The pantheon of gods that occupy this story are not the deities of Chinese myth. They aren’t the Buddhist kings of hell, nor do they bear much resemblance to the vast panoply of gods that occupy the Taoist cosmology. But they are also some of Liu’s best inventions. I enjoyed the battle kites, airships and mechanical crubens, but the story could have progressed just the same without them.

But without the gods of the Tiro states it would be a very different story, and the ideas they inject play beautifully off the exploration of ethics that occupies The Grace of Kings as a morality tale. By taking the bare events of the Chu-Han Contention and then weaving a story around them in a secondary fantasy world, Liu has managed to make a historical fiction into something greater than the sum of its parts.

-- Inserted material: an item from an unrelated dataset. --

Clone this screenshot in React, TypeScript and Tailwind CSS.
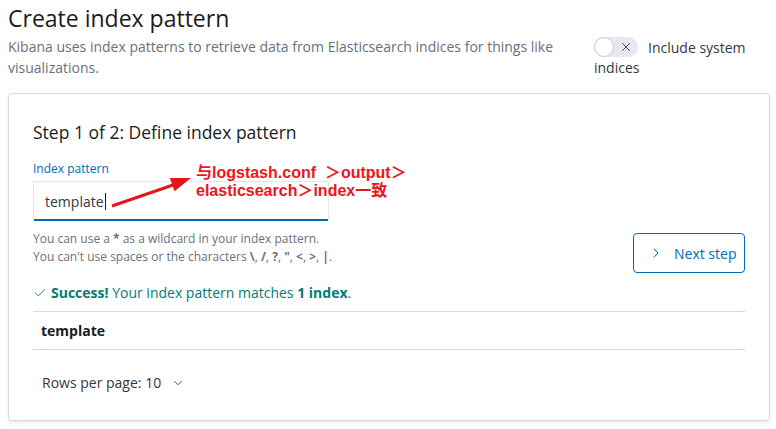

Even though the fate of Mata Zyndu will be evident to an informed reader very early on, the question of how he gets there, within himself is open to question. As the story explores both the question of whether this noble, honorable, brutal, vulnerable man is good or not, and as it explores whether he is the captain of his fate or a victim of divine intervention it manages to make that doom into more than a clever retelling of history.

Final Thought

I rarely review a book if I don’t think it’s worth reading, and this is no exception. Though somewhat weighty at around 620 pages, this is definitely one worth reading.

Ken Liu has a deft command of language, history and the humanity that underpins all of his characters. I admit, I’m biased, secondary fantasy stories derived from Chinese sources are literally my favorite things to read, and they’re damn rare. But beyond my personal preferences, this is just a good book.

Furthermore, it’s a book that shows the value of fantasy. Because this didn’t have to be a fantasy, it’s so grounded in a deep appreciation of history that it could have easily been a historical fiction instead. But it is improved for being one.